CU: What are your proudest accomplishments?
JS: In the professional realm, university fundraising has given me the chance to produce concrete benefits for students. Securing a $6 million pledge from the Eli Broad Foundation to create a partnership between the Michigan State University College of Education and Detroit Public Schools is an accomplishment of which I’m especially proud. Mr. Broad, an alumnus of both Michigan State and Detroit Central High School, began funding a program in 2003 to meet Detroit’s critical need to recruit and retain teachers. The Broad Partnership has trained hundreds of Detroit public school graduates as teachers. After graduation, these new teachers become eligible for student loan forgiveness once they complete three years of teaching in the Detroit school system. This program generated an effective teacher pipeline by taking advantage of the excellent elementary and secondary teacher education programs at Michigan State.
One personal highlight for me was my time on Jeopardy!, where I was a five-time champion in 2006 and a semi-finalist in the Tournament of Champions the following year. Friends and family members often told me that I should be on the show, so I guess they were right! I made great memories and a lot of friends among my fellow contestants.

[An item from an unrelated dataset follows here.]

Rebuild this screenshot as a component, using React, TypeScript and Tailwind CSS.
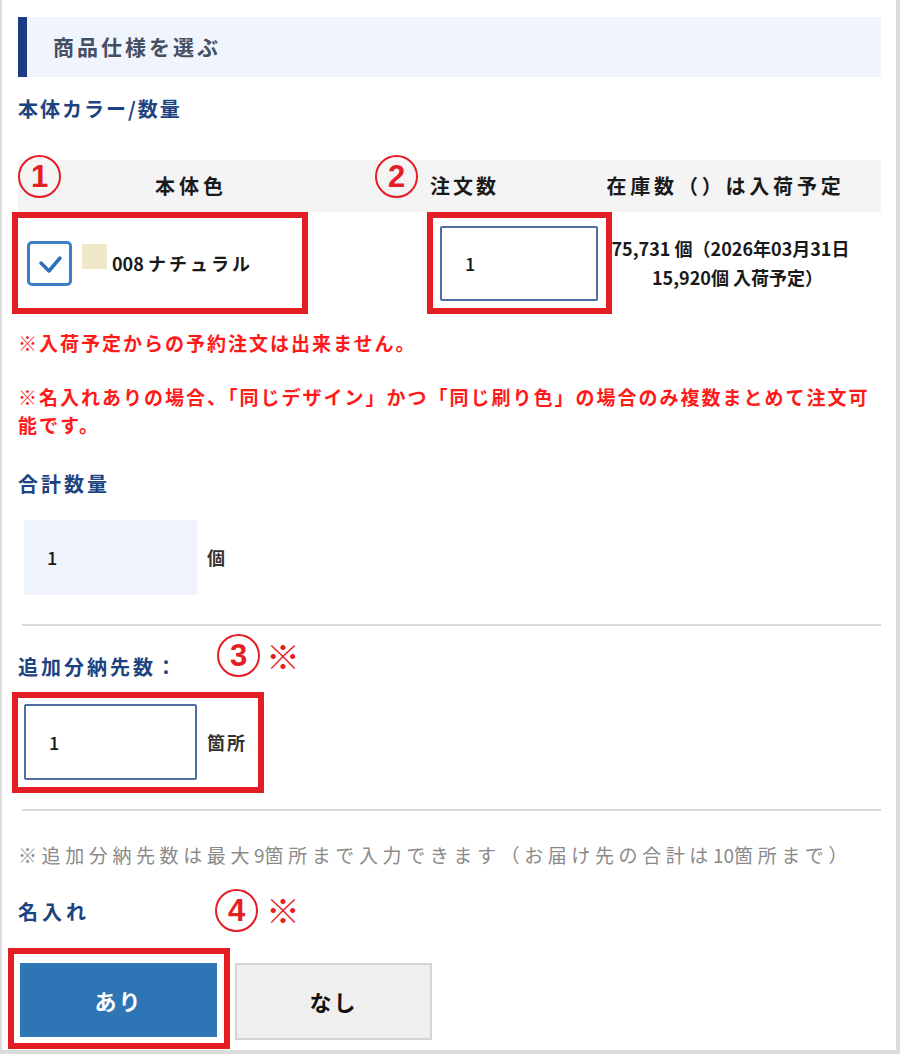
import React from 'react';

const jp = { fontFamily: '"Noto Sans CJK JP", "Noto Sans", sans-serif' };

function Circled({ n, left, top }: { n: string; left: number; top: number }) {
  return (
    <div
      className="absolute flex h-[43px] w-[43px] items-center justify-center rounded-full border-2 border-[#e31e24] text-[31px] font-bold leading-none text-[#e31e24]"
      style={{ left, top, fontFamily: '"Liberation Sans", Arial, sans-serif' }}
    >
      {n}
    </div>
  );
}

function Kome({ left, top }: { left: number; top: number }) {
  return (
    <div className="absolute text-[34px] font-normal leading-none text-[#e31e24]" style={{ left, top, ...jp }}>
      ※
    </div>
  );
}

function RedFrame({ left, top, w, h }: { left: number; top: number; w: number; h: number }) {
  return (
    <div
      className="pointer-events-none absolute border-[6px] border-[#e31e24]"
      style={{ left, top, width: w, height: h }}
    />
  );
}

export default function App() {
  return (
    <div
      className="relative box-border h-[1054px] w-[900px] overflow-hidden border-b-4 border-l-2 border-r-4 border-[#dcdcdc] bg-white pl-4 pr-[15px] pt-[17px]"
      style={jp}
    >
      {/* section heading */}
      <div className="flex h-[60px] items-center border-l-[9px] border-[#1d3a84] bg-[#f0f4fc] pl-[26px]">
        <span className="text-[21px] font-bold tracking-[3px] text-[#454f63]">商品仕様を選ぶ</span>
      </div>

      <div className="flex h-[64px] items-center">
        <span className="text-[20px] font-bold tracking-[2px] text-[#1d4380]">本体カラー/数量</span>
      </div>

      {/* color / quantity table */}
      <div className="mt-[19px]">
        <div className="flex h-[52px] items-center bg-[#f4f4f4] text-[20px] font-bold text-[#1a1a1a]">
          <div className="w-[346px] text-center tracking-[4px]">本体色</div>
          <div className="w-[236px] pl-[66px] tracking-[3px]">注文数</div>
          <div className="flex-1 pr-[30px] text-center tracking-[3.8px] whitespace-nowrap">在庫数（）は入荷予定</div>
        </div>
        <div className="flex h-[102px] items-center">
          <div className="flex w-[346px] items-center pl-[9px]">
            <div className="flex h-[45px] w-[45px] items-center justify-center rounded-[5px] border-[3px] border-[#3c7fc8] bg-white">
              <svg width="30" height="30" viewBox="0 0 30 30">
                <path d="M6 15 L14 23 L25 10" fill="none" stroke="#2f6fb5" strokeWidth="3.5" strokeLinecap="round" strokeLinejoin="round" />
              </svg>
            </div>
            <div className="ml-[10px] mt-[3px] h-[25px] w-[25px] self-start bg-[#f0e6c8]" />
            <span className="ml-[5px] text-[18px] font-bold text-[#1a1a1a]">
              008 <span className="tracking-[3px]">ナチュラル</span>
            </span>
          </div>
          <div className="w-[236px] pl-[76px]">
            <div className="flex h-[75px] w-[158px] items-center rounded-[2px] border-2 border-[#4d6da3] pl-[23px] text-[18px] font-medium text-[#1a1a1a]">
              1
            </div>
          </div>
          <div className="flex-1 pr-[6px] text-center text-[18px] font-bold leading-[29px] text-[#1a1a1a] whitespace-nowrap">
            <div className="-ml-[14px]">75,731 個（2026年03月31日</div>
            <div>15,920個 入荷予定）</div>
          </div>
        </div>
      </div>

      {/* notes */}
      <div className="flex h-[58px] items-center text-[19px] font-bold tracking-[2px] text-[#ff1a1a]">
        ※入荷予定からの予約注文は出来ません。
      </div>
      <div className="mt-[11px] text-[19px] font-bold leading-[28px] tracking-[2px] text-[#ff1a1a]">
        <div className="whitespace-nowrap">※名入れありの場合、「同じデザイン」かつ「同じ刷り色」の場合のみ複数まとめて注文可</div>
        <div>能です。</div>
      </div>

      {/* total */}
      <div className="mt-[25px] flex h-[40px] items-center">
        <span className="text-[20px] font-bold tracking-[3px] text-[#1d4380]">合計数量</span>
      </div>
      <div className="mt-[16px] flex items-center pl-[6px]">
        <div className="flex h-[75px] w-[173px] items-center bg-[#eff3fb] pl-[23px] text-[18px] font-medium text-[#1a1a1a]">1</div>
        <span className="ml-[10px] text-[18px] font-bold text-[#333]">個</span>
      </div>

      <div className="ml-[4px] mt-[29px] h-[2px] bg-[#d9d9d9]" />

      {/* additional deliveries */}
      <div className="mt-[21px] flex h-[40px] items-center">
        <span className="text-[20px] font-bold tracking-[3px] text-[#1d4380]">追加分納先数：</span>
      </div>
      <div className="mt-[17px] flex items-center pl-[6px]">
        <div className="flex h-[76px] w-[173px] items-center rounded-[2px] border-2 border-[#4d6da3] pl-[23px] text-[18px] font-medium text-[#1a1a1a]">
          1
        </div>
        <span className="ml-[10px] text-[18px] font-bold tracking-[2px] text-[#333]">箇所</span>
      </div>

      <div className="ml-[4px] mt-[29px] h-[2px] bg-[#d9d9d9]" />

      <div className="mt-[24px] flex h-[40px] items-center">
        <span className="text-[19px] font-normal tracking-[4.6px] text-[#8a8a8a] whitespace-nowrap">
          ※追加分納先数は最大<span className="tracking-normal">9</span>箇所まで入力できます（お届け先の合計は<span className="tracking-normal">10</span>箇所まで）
        </span>
      </div>

      {/* name printing */}
      <div className="mt-[17px] flex h-[40px] items-center">
        <span className="text-[20px] font-bold tracking-[4px] text-[#1d4380]">名入れ</span>
      </div>
      <div className="mt-[31px] flex items-start gap-[18px] pl-[2px]">
        <button className="flex h-[74px] w-[197px] items-center justify-center bg-[#2e75b6] text-[22px] font-bold tracking-[2px] text-white">
          あり
        </button>
        <button className="flex h-[77px] w-[197px] items-center justify-center border-2 border-[#d4d4d4] bg-[#efefef] text-[22px] font-bold tracking-[2px] text-[#111]">
          なし
        </button>
      </div>

      {/* annotations */}
      <Circled n="1" left={16} top={155} />
      <Circled n="2" left={373} top={155} />
      <RedFrame left={10} top={212} w={296} h={102} />
      <RedFrame left={425} top={212} w={185} h={102} />
      <Circled n="3" left={215} top={634} />
      <Kome left={264} top={639} />
      <RedFrame left={10} top={692} w={252} h={101} />
      <Circled n="4" left={213} top={889} />
      <Kome left={264} top={893} />
      <RedFrame left={6} top={948} w={222} h={101} />
    </div>
  );
}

My top priority is always being a good father to my two children. You want to give your kids the best opportunities you can, and seeing their success is the accomplishment that makes me the most proud. We’re fortunate that technology allows us to communicate more easily these days, as they still live in Florida. My son in particular has taken a great interest in government and is considering the kinds of public service opportunities that might take him to DC. Maybe I should steer him towards a PI position with Close Up!